Dimensionality reduction with UMAP#

At last we are ready to reduce the dimensionality of our data with UMAP. Using its scikit-learn-like API, we will make an instance of the umap.UMAP class, and then fit our data.

reducer = umap.UMAP(
    n_components=2, min_dist=0.25, n_neighbors=15, verbose=True
)

We call umap.UMAP.fit_transform() so we get back our data embedded in the lower dimensional space.

embedding = reducer.fit_transform(data)

Now we can visualize this data.

plt.scatter(embedding[:, 0], embedding[:, 1])

Looks pretty well separated to me!

Clustering with HDBSCAN#

Last but not least, we cluster with the HDBSCAN algorithm.

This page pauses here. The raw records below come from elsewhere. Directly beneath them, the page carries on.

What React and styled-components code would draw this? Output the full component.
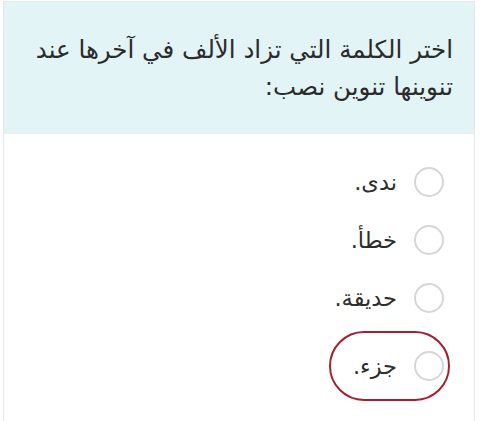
import React from "react";
import styled, { createGlobalStyle } from "styled-components";

const Global = createGlobalStyle`
  html, body { margin: 0; padding: 0; background: #ffffff; }
  body { font-family: "DejaVu Sans", "Noto Sans", sans-serif; }
`;

const Page = styled.div`
  width: 480px;
  height: 421px;
  overflow: hidden;
  padding: 1px 5px 0 3px;
  box-sizing: border-box;
`;

const Card = styled.div`
  border: 1px solid #e6e8e9;
  border-bottom: none;
  height: 440px;
  background: #ffffff;
  direction: rtl;
`;

const Header = styled.div`
  background: #e3f4f7;
  padding: 29px 21px 0 14px;
  height: 132px;
  box-sizing: border-box;
  border-bottom: 1px solid #e8eef0;
`;

const Question = styled.p`
  margin: 0;
  font-size: 24.5px;
  line-height: 37px;
  color: #2b2b2b;
  text-align: right;
`;

const Options = styled.div`
  display: flex;
  flex-direction: column;
  align-items: flex-start;
  gap: 8px;
  padding: 23px 24px 0 0;
`;

const Option = styled.label`
  display: flex;
  align-items: center;
  gap: 17px;
  box-sizing: border-box;
  height: ${(p) => (p.$selected ? "70px" : "50px")};
  padding: 0 4px 0 22px;
  border: 2px solid ${(p) => (p.$selected ? "#a3212f" : "transparent")};
  border-radius: 36px;
  cursor: pointer;
`;

const Radio = styled.span`
  width: 30px;
  height: 30px;
  box-sizing: border-box;
  border: 2px solid #d6d6d6;
  border-radius: 50%;
  background: #ffffff;
  flex: none;
`;

const OptionText = styled.span`
  font-size: 22.5px;
  color: #2e2e2e;
`;

const options = ["ندى.", "خطأ.", "حديقة.", "جزء."];

export default function App() {
  return (
    <>
      <Global />
      <Page>
        <Card>
          <Header>
            <Question>
              اختر الكلمة التي تزاد الألف في آخرها عند تنوينها تنوين نصب:
            </Question>
          </Header>
          <Options>
            {options.map((o, i) => (
              <Option key={o} $selected={i === 3}>
                <Radio />
                <OptionText>{o}</OptionText>
              </Option>
            ))}
          </Options>
        </Card>
      </Page>
    </>
  );
}
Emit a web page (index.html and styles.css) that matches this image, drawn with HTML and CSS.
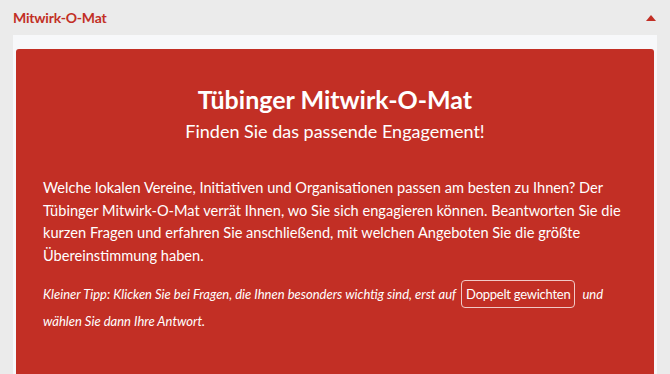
FILE: index.html
```html
<!DOCTYPE html>
<html lang="de">
<head>
    <meta charset="UTF-8">
    <title>Mitwirk-O-Mat</title>
    <link rel="stylesheet" href="styles.css">
</head>
<body>
    <div class="accordion">
        <div class="accordion-head">
            <span class="accordion-title">Mitwirk-O-Mat</span>
            <span class="accordion-toggle"></span>
        </div>
        <div class="accordion-body">
            <section class="intro">
                <h1>Tübinger Mitwirk-O-Mat</h1>
                <p class="subtitle">Finden Sie das passende Engagement!</p>
                <p class="lead">Welche lokalen Vereine, Initiativen und Organisationen passen am besten zu Ihnen? Der Tübinger Mitwirk-O-Mat verrät Ihnen, wo Sie sich engagieren können. Beantworten Sie die kurzen Fragen und erfahren Sie anschließend, mit welchen Angeboten Sie die größte Übereinstimmung haben.</p>
                <p class="tip">Kleiner Tipp: Klicken Sie bei Fragen, die Ihnen besonders wichtig sind, erst auf <span class="btn-inline">Doppelt gewichten</span> und wählen Sie dann Ihre Antwort.</p>
            </section>
        </div>
    </div>
</body>
</html>
```

FILE: styles.css
```css
body {
    margin: 0;
    background-color: #ebebeb;
    font-family: 'Lato', 'Open Sans', sans-serif;
    overflow: hidden;
}

.accordion {
    padding: 0 13px;
}

.accordion-head {
    display: flex;
    justify-content: space-between;
    align-items: center;
    height: 35px;
}

.accordion-title {
    color: #c22f25;
    font-weight: bold;
    font-size: 14px;
    letter-spacing: -0.2px;
}

/* little up-arrow on the right */
.accordion-toggle {
    width: 0;
    height: 0;
    border-left: 5px solid transparent;
    border-right: 5px solid transparent;
    border-bottom: 6px solid #c22f25;
    margin-right: 1px;
}

.accordion-body {
    box-sizing: border-box;
    background-color: #f7f8fa;
    padding: 14px 3px 0;
    height: 339px;
}

.intro {
    box-sizing: border-box;
    background-color: #c22f25;
    color: #fff;
    border-radius: 3px 3px 0 0;
    padding: 33px 27px 0;
    height: 100%;
}

.intro h1 {
    margin: 0;
    text-align: center;
    font-size: 25px;
    font-weight: bold;
    line-height: 34px;
}

.subtitle {
    margin: 3px 0 0;
    text-align: center;
    font-size: 18px;
    line-height: 24px;
}

.lead {
    margin: 34px 0 0;
    font-size: 14.6px;
    line-height: 22.7px;
}

.tip {
    margin: 13px 0 0;
    font-style: italic;
    font-size: 13px;
    line-height: 27px;
}

.btn-inline {
    display: inline-block;
    vertical-align: middle;
    font-style: normal;
    font-size: 13px;
    letter-spacing: -0.25px;
    line-height: 26px;
    padding: 0 4px;
    margin: -3px 4px 0 2px;
    border: 1px solid #f1c9c6;
    border-radius: 4px;
}
```
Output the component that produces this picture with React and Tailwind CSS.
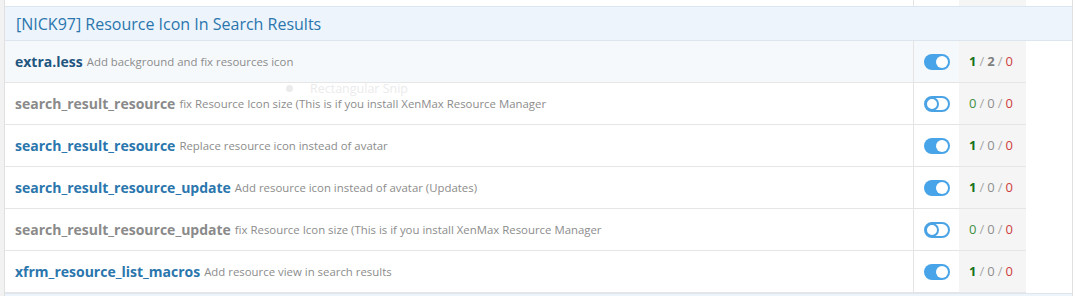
import React from "react";

const rows = [
  { name: "extra.less", desc: "Add background and fix resources icon", on: true, counts: [1, 2, 0], hover: true },
  { name: "search_result_resource", desc: "fix Resource Icon size (This is if you install XenMax Resource Manager", on: false, counts: [0, 0, 0] },
  { name: "search_result_resource", desc: "Replace resource icon instead of avatar", on: true, counts: [1, 0, 0] },
  { name: "search_result_resource_update", desc: "Add resource icon instead of avatar (Updates)", on: true, counts: [1, 0, 0] },
  { name: "search_result_resource_update", desc: "fix Resource Icon size (This is if you install XenMax Resource Manager", on: false, counts: [0, 0, 0] },
  { name: "xfrm_resource_list_macros", desc: "Add resource view in search results", on: true, counts: [1, 0, 0] },
];

function Toggle({ on }) {
  if (on) {
    return (
      <svg width="26" height="16" viewBox="0 0 26 16">
        <rect x="0" y="0" width="26" height="16" rx="8" fill="#47a4e8" />
        <circle cx="18" cy="8" r="6" fill="#fff" />
      </svg>
    );
  }
  return (
    <svg width="26" height="16" viewBox="0 0 26 16">
      <rect x="1" y="1" width="24" height="14" rx="7" fill="#fff" stroke="#4aa3e4" strokeWidth="2" />
      <circle cx="8" cy="8" r="6" fill="#fff" stroke="#4aa3e4" strokeWidth="2" />
    </svg>
  );
}

function Counts({ c }) {
  const [a, b, d] = c;
  return (
    <div className="flex items-center text-[13px] gap-[3px]">
      <span className={a > 0 ? "font-bold text-[#177217]" : "text-[#3f8f3f]"}>{a}</span>
      <span className="text-[#a9a9a9]">/</span>
      <span className={b > 0 ? "font-bold text-[#7f7f7f]" : "text-[#8f8f8f]"}>{b}</span>
      <span className="text-[#a9a9a9]">/</span>
      <span className="text-[#cf3d3d]">{d}</span>
    </div>
  );
}

export default function App() {
  return (
    <div className="relative w-[1078px] h-[296px] overflow-hidden bg-white flex font-['Open_Sans',sans-serif]">
      <div className="w-[4px] bg-[#f2f2f2]" />
      <div className="w-[1069px] border-x border-[#e0e0e0] flex flex-col">
        {/* tail of previous group */}
        <div className="h-[6px] grid grid-cols-[908px_46px_67px_1fr]">
          <div />
          <div className="border-l border-[#e4e4e4]" />
          <div className="bg-[#f5f5f5]" />
          <div />
        </div>

        {/* group header */}
        <div className="h-[35px] bg-[#edf4fc] border-y border-[#dde5ee] flex items-center pl-[11px]">
          <span className="text-[16px] text-[#2a76ad]">[NICK97] Resource Icon In Search Results</span>
        </div>

        {rows.map((r, i) => (
          <div key={i} className="h-[42px] grid grid-cols-[908px_46px_67px_1fr]">
            <div className={`flex items-center pl-[10px] border-b border-[#e6e6e6] ${r.hover ? "bg-[#f6f9fc]" : ""}`}>
              <span
                className={`text-[14px] font-bold ${
                  !r.on ? "text-[#8a8a8a]" : r.hover ? "text-[#1f5680]" : "text-[#2a76ad]"
                }`}
              >
                {r.name}
              </span>
              <span className="ml-[4px] text-[11.4px] text-[#8c8c8c]">{r.desc}</span>
            </div>
            <div className={`flex items-center justify-center border-l border-b border-[#e4e4e4] ${r.hover ? "bg-[#f6f9fc]" : ""}`}>
              <Toggle on={r.on} />
            </div>
            <div className="flex items-center pl-[10px] bg-[#f5f5f5] border-b border-[#e6e6e6]">
              <Counts c={r.counts} />
            </div>
            <div />
          </div>
        ))}

        <div className="flex-1 bg-[#edf4fc] border-t border-[#dde5ee]" />
      </div>
      <div className="flex-1 bg-white" />

      {/* ghost of snipping tool label */}
      <div className="absolute left-[286px] top-[82px] flex items-center gap-[17px] text-[12.5px] leading-[13px] text-[#ebebeb] pointer-events-none">
        <span className="w-[7px] h-[7px] rounded-full bg-[#ebebeb]" />
        <span>Rectangular Snip</span>
      </div>
    </div>
  );
}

clusterer = hdbscan.HDBSCAN(min_cluster_size=100, allow_single_cluster=True)

Notice here we fit the embedded data that we got back from UMAP.

clusterer.fit(embedding)

We plot using the “labels” to color the data points. The labels are the integer class representing the cluster that each data point has been assigned to. The clusterer tracks these as a labels_ attribute for the data we fit it to.

y = clusterer.labels_
import matplotlib as mpl
cmap = mpl.colormaps['tab20'].resampled(np.unique(y).shape[0])
c = cmap.colors[y]

We visualize the data points colored by label, to see how well they segregate into distinct clusters.

plt.scatter(embedding[:, 0], embedding[:, 1], c=c);

By eye, it looks like they cluster quite well!
Of course, typically the quality of clustering is quantified with metrics such as the Silhoutte score.

Now you have seen the basic steps to using VocalPy to prepare your data for use with UMAP and HDBSCAN.

For more detail, we again encourage you to read the Thomas et al. paper referenced above and Sainburg et al. 2020’s work applying UMAP to a wide variety of animal vocalizations, as well as Sainburg McInnes and Gentner’s 2021 paper on parametric UMAP, and more recent work such as that described in this commentary from Kate Snyder and Nicole Creanza.